Nordic Monitor
Turkey and Saudi Arabia are battling for influence and strategic power in the Middle East and beyond through attempting to damage each other’s reputation and interests.
Saudi authorities recently blocked access to the websites of the state-run Anadolu news agency and the Arabic channel of Turkish public broadcaster TRT, Anadolu reported.
The kingdom has not made any official announcements on the move, which might be followed by other Gulf states. The block came just after a social media campaign in Saudi Arabia calling for the Turkish news platforms to be banned.
In its report on Tuesday, TRT accused Crown Prince Mohammed bin Salman of responsibility for the block and Arab news networks of bolstering the Saudi efforts. “Under the stewardship of Crown Prince Mohammed bin Salman (also known as MBS), Saudi Arabia has taken an increasingly antagonistic stance towards Turkey. … Their efforts are bolstered by networks, such as the UAE-based Sky News Arabia and Al Arabiya, which regularly beam out negative coverage of Turkey.”
“It’s not immediately clear what led to the Saudi authorities blocking two Turkish online news portals, TRT Arabi and Anadolu Agency, but the decision is in continuation of Riyadh’s recent policy towards Ankara,” the Turkish public broadcaster stated.
In January 2020 Egyptian authorities arrested four people at the Anadolu office in Cairo on allegations of spreading false news and operating without a license. Agency employees were released the same week.
The murder of journalist Jamal Khashoggi in the Saudi Consulate General in Istanbul has put a spotlight on the deteriorating relations between Turkey and Saudi Arabia. Since the eruption of the Arab Spring, however, relations between the two countries have gradually, but systematically, deteriorated. During the Arab revolutions, Turkey supported the Muslim Brotherhood as a political movement in various Arab countries and armed and funded radical jihadist groups. However, the leadership of Saudi Arabia is opposed to the brotherhood and sees it as a threat to their own domestic stability.
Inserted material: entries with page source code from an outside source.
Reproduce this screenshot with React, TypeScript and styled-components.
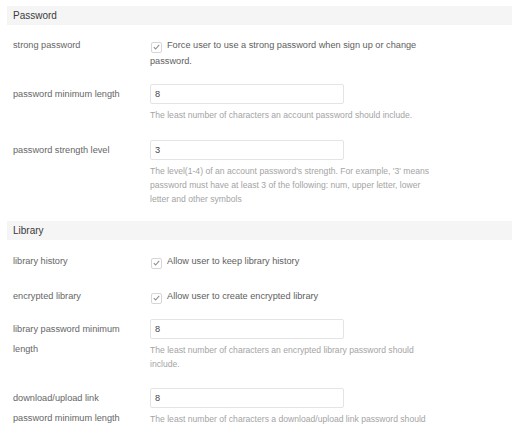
import styled, { createGlobalStyle } from 'styled-components';

const GlobalStyle = createGlobalStyle`
  body {
    margin: 0;
    background: #fff;
    font-family: "Liberation Sans", Arial, sans-serif;
  }
`;

interface RowData {
  label: string;
  gap: number;
  check?: string;
  value?: string;
  help?: string;
}

const passwordRows: RowData[] = [
  { label: 'strong password', gap: 12, check: 'Force user to use a strong password when sign up or change password.' },
  {
    label: 'password minimum length',
    gap: 15,
    value: '8',
    help: 'The least number of characters an account password should include.',
  },
  {
    label: 'password strength level',
    gap: 18,
    value: '3',
    help: "The level(1-4) of an account password's strength. For example, '3' means password must have at least 3 of the following: num, upper letter, lower letter and other symbols",
  },
];

const libraryRows: RowData[] = [
  { label: 'library history', gap: 13, check: 'Allow user to keep library history' },
  { label: 'encrypted library', gap: 19, check: 'Allow user to create encrypted library' },
  {
    label: 'library password minimum length',
    gap: 15,
    value: '8',
    help: 'The least number of characters an encrypted library password should include.',
  },
  {
    label: 'download/upload link password minimum length',
    gap: 17,
    value: '8',
    help: 'The least number of characters a download/upload link password should include.',
  },
];

function CheckMark() {
  return (
    <svg width="7" height="6" viewBox="0 0 7 6">
      <path d="M0.8 3.2 L2.6 5 L6.2 0.9" fill="none" stroke="#8f8f8f" strokeWidth="1.1" />
    </svg>
  );
}

function SettingRow({ row }: { row: RowData }) {
  const isInput = row.value !== undefined;
  return (
    <Row $gap={row.gap}>
      <Label $tall={isInput}>{row.label}</Label>
      <Value>
        {row.check && (
          <CheckLine>
            <Box>
              <CheckMark />
            </Box>
            {row.check}
          </CheckLine>
        )}
        {isInput && <Input defaultValue={row.value} />}
        {row.help && <Help>{row.help}</Help>}
      </Value>
    </Row>
  );
}

export default function App() {
  return (
    <>
      <GlobalStyle />
      <Page>
        <Header $top={6}>Password</Header>
        {passwordRows.map((row) => (
          <SettingRow key={row.label} row={row} />
        ))}
        <Header $top={15}>Library</Header>
        {libraryRows.map((row) => (
          <SettingRow key={row.label} row={row} />
        ))}
      </Page>
    </>
  );
}

const Page = styled.div`
  width: 520px;
  height: 429px;
  overflow: hidden;
  padding: 0 8px 0 7px;
  box-sizing: border-box;
`;

const Header = styled.h4<{ $top: number }>`
  margin: ${(p) => p.$top}px 0 0;
  height: 19px;
  padding-left: 6px;
  background: #f5f5f5;
  color: #3a3a3a;
  font-size: 10px;
  font-weight: normal;
  line-height: 19px;
`;

const Row = styled.div<{ $gap: number }>`
  display: flex;
  align-items: flex-start;
  margin-top: ${(p) => p.$gap}px;
`;

const Label = styled.div<{ $tall: boolean }>`
  width: 143px;
  flex-shrink: 0;
  box-sizing: border-box;
  padding: 0 16px 0 6px;
  color: #666;
  font-size: 9.2px;
  line-height: ${(p) => (p.$tall ? 20 : 16)}px;
`;

const Value = styled.div`
  width: 290px;
`;

const CheckLine = styled.div`
  color: #5e5e5e;
  font-size: 9.2px;
  line-height: 16px;
`;

const Box = styled.span`
  display: inline-flex;
  align-items: center;
  justify-content: center;
  width: 11px;
  height: 11px;
  box-sizing: border-box;
  margin: 0 5px 0 1px;
  border: 1px solid #d6d6d6;
  border-radius: 2px;
  vertical-align: -2px;
`;

const Input = styled.input`
  display: block;
  width: 194px;
  height: 20px;
  box-sizing: border-box;
  margin: 0;
  padding: 0 4px;
  border: 1px solid #e4e4e4;
  border-radius: 2px;
  outline: none;
  color: #444;
  font-family: inherit;
  font-size: 9.2px;
`;

const Help = styled.p`
  margin: 4px 0 0;
  color: #a4a4a4;
  font-size: 8.6px;
  line-height: 14px;
`;
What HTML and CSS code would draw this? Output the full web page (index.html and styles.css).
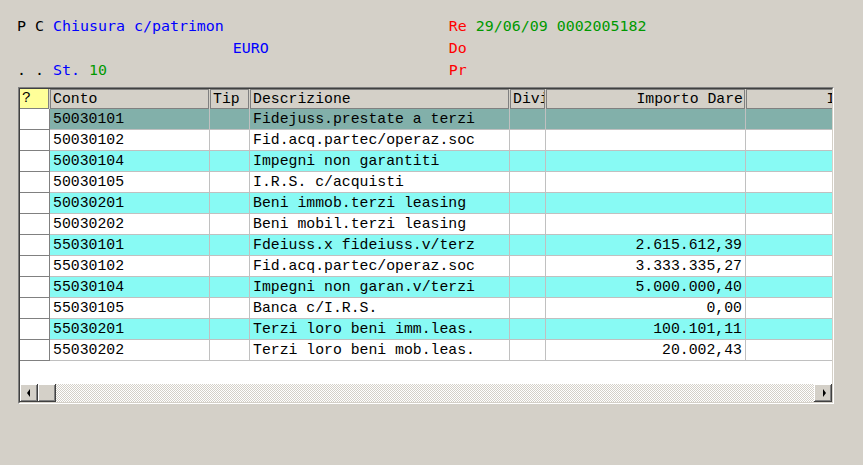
FILE: index.html
```html
<!DOCTYPE html>
<html>
<head>
<meta charset="utf-8">
<link rel="stylesheet" href="styles.css">
</head>
<body>
<div class="info">
<div class="line"><span class="k">P C </span><span class="b">Chiusura c/patrimon</span>                         <span class="r">Re</span> <span class="g">29/06/09 0002005182</span></div>
<div class="line">                        <span class="b">EURO</span>                    <span class="r">Do</span></div>
<div class="line"><span class="k">. . </span><span class="b">St.</span> <span class="g">10</span>                                      <span class="r">Pr</span></div>
</div>
<div class="grid-box">
  <div class="viewport">
    <div class="row head">
      <div class="hc q">?</div>
      <div class="hc">Conto</div>
      <div class="hc">Tip</div>
      <div class="hc">Descrizione</div>
      <div class="hc">Divi</div>
      <div class="hc num">Importo Dare</div>
      <div class="hc num">Importo Avere</div>
    </div>
    <div class="row sel"><div class="c ind"></div><div class="c">50030101</div><div class="c"></div><div class="c">Fidejuss.prestate a terzi</div><div class="c"></div><div class="c num"></div><div class="c"></div></div>
    <div class="row w"><div class="c ind"></div><div class="c">50030102</div><div class="c"></div><div class="c">Fid.acq.partec/operaz.soc</div><div class="c"></div><div class="c num"></div><div class="c"></div></div>
    <div class="row cy"><div class="c ind"></div><div class="c">50030104</div><div class="c"></div><div class="c">Impegni non garantiti</div><div class="c"></div><div class="c num"></div><div class="c"></div></div>
    <div class="row w"><div class="c ind"></div><div class="c">50030105</div><div class="c"></div><div class="c">I.R.S. c/acquisti</div><div class="c"></div><div class="c num"></div><div class="c"></div></div>
    <div class="row cy"><div class="c ind"></div><div class="c">50030201</div><div class="c"></div><div class="c">Beni immob.terzi leasing</div><div class="c"></div><div class="c num"></div><div class="c"></div></div>
    <div class="row w"><div class="c ind"></div><div class="c">50030202</div><div class="c"></div><div class="c">Beni mobil.terzi leasing</div><div class="c"></div><div class="c num"></div><div class="c"></div></div>
    <div class="row cy"><div class="c ind"></div><div class="c">55030101</div><div class="c"></div><div class="c">Fdeiuss.x fideiuss.v/terz</div><div class="c"></div><div class="c num">2.615.612,39</div><div class="c"></div></div>
    <div class="row w"><div class="c ind"></div><div class="c">55030102</div><div class="c"></div><div class="c">Fid.acq.partec/operaz.soc</div><div class="c"></div><div class="c num">3.333.335,27</div><div class="c"></div></div>
    <div class="row cy"><div class="c ind"></div><div class="c">55030104</div><div class="c"></div><div class="c">Impegni non garan.v/terzi</div><div class="c"></div><div class="c num">5.000.000,40</div><div class="c"></div></div>
    <div class="row w"><div class="c ind"></div><div class="c">55030105</div><div class="c"></div><div class="c">Banca c/I.R.S.</div><div class="c"></div><div class="c num">0,00</div><div class="c"></div></div>
    <div class="row cy"><div class="c ind"></div><div class="c">55030201</div><div class="c"></div><div class="c">Terzi loro beni imm.leas.</div><div class="c"></div><div class="c num">100.101,11</div><div class="c"></div></div>
    <div class="row w"><div class="c ind"></div><div class="c">55030202</div><div class="c"></div><div class="c">Terzi loro beni mob.leas.</div><div class="c"></div><div class="c num">20.002,43</div><div class="c"></div></div>
    <div class="empty"></div>
    <div class="hscroll">
      <div class="btn"><span class="arr left"></span></div>
      <div class="btn thumb"></div>
      <div class="track"></div>
      <div class="btn"><span class="arr right"></span></div>
    </div>
  </div>
</div>
</body>
</html>
```
FILE: styles.css
```css
html, body {
  margin: 0;
  padding: 0;
  background: #d4d0c8;
}
body {
  width: 863px;
  height: 465px;
  overflow: hidden;
}
.info {
  padding: 15px 0 0 17px;
  font-family: "DejaVu Sans Mono", monospace;
  font-size: 14.95px;
  height: 72px;
}
.line {
  white-space: pre;
  line-height: 22px;
  height: 22px;
}
.k { color: #000; }
.b { color: #0000ff; }
.r { color: #ff0000; }
.g { color: #009900; }

.grid-box {
  margin-left: 18px;
  width: 816px;
  height: 317px;
  box-sizing: border-box;
  border-top: 1px solid #808080;
  border-left: 1px solid #808080;
  border-right: 1px solid #ffffff;
  border-bottom: 1px solid #ffffff;
}
.viewport {
  height: 315px;
  box-sizing: border-box;
  border-top: 1px solid #404040;
  border-left: 1px solid #404040;
  border-right: 1px solid #d4d0c8;
  border-bottom: 1px solid #d4d0c8;
  background: #ffffff;
  overflow: hidden;
  font-family: "Courier New", "Nimbus Mono PS", "FreeMono", "Liberation Mono", monospace;
  font-size: 14.8px;
  color: #000;
}
.row {
  display: grid;
  grid-template-columns: 30px 160px 40px 260px 36px 200px 199px;
  width: 925px;
}
.row.head {
  height: 20px;
  background: #d4d0c8;
}
.hc {
  box-sizing: border-box;
  height: 20px;
  line-height: 18px;
  padding: 0 2px 0 2px;
  border: 1px solid #808080;
  margin-right: 1px;
  white-space: pre;
  overflow: hidden;
}
.hc.q {
  background: #ffff99;
  border-left: none;
  border-top: none;
  padding-left: 2px;
  line-height: 19px;
}
.hc.num { text-align: right; padding-right: 1px; }

.c {
  box-sizing: border-box;
  height: 21px;
  line-height: 21px;
  padding: 0 3px;
  border-right: 1px solid #c0c0c0;
  border-bottom: 1px solid #c0c0c0;
  white-space: pre;
  overflow: hidden;
}
.c.num { text-align: right; }
.c.ind {
  background: #ffffff;
  border-right: 1px solid #808080;
  border-bottom: 1px solid #808080;
}
.row.sel .c { background: #82b0aa; }
.row.cy .c { background: #88faf4; }
.row.w .c { background: #ffffff; }
.row .c.ind { background: #ffffff; }

.empty {
  height: 23px;
}
.hscroll {
  display: flex;
  height: 18px;
  width: 812px;
}
.btn {
  width: 18px;
  height: 18px;
  flex: none;
  box-sizing: border-box;
  background: #d4d0c8;
  box-shadow: inset -1px -1px #404040, inset 1px 1px #ffffff, inset -2px -2px #808080, inset 2px 2px #d4d0c8;
  display: flex;
  align-items: center;
  justify-content: center;
}
.track {
  flex: 1;
  background: repeating-conic-gradient(#ffffff 0 25%, #d4d0c8 0 50%) 0 0 / 2px 2px;
}
.arr {
  width: 0;
  height: 0;
  border-top: 4px solid transparent;
  border-bottom: 4px solid transparent;
}
.arr.left { border-right: 3px solid #000; margin-right: 2px; }
.arr.right { border-left: 3px solid #000; margin-left: 2px; }
```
The critical watershed moment in Turkish-Saudi relations really came in June 2017, when Saudi Arabia, joined by Egypt, the United Arab Emirates and Bahrain, severed diplomatic ties with Qatar and took a number of punitive measures against the emirate, including imposing a total blockade. Saudi Arabia accused Qatar of supporting the Muslim Brotherhood along with several other militant Islamist groups in the region. Turkey then came to the aid of Qatar, transporting goods there that had been disrupted by the Saudi Arabia-imposed sanctions. Turkey also increased its military cooperation with Qatar by adding to the number of troops it maintains in that country.
Following the diplomatic crisis in 2017, the website of the Qatari-state-funded Al Jazeera news channel was also blocked in the kingdom, Bahrain and the UAE. Saudi Arabia, Jordan and other Arab countries then closed Al Jazeera bureaus in their territories and revoked the channel’s operating licenses.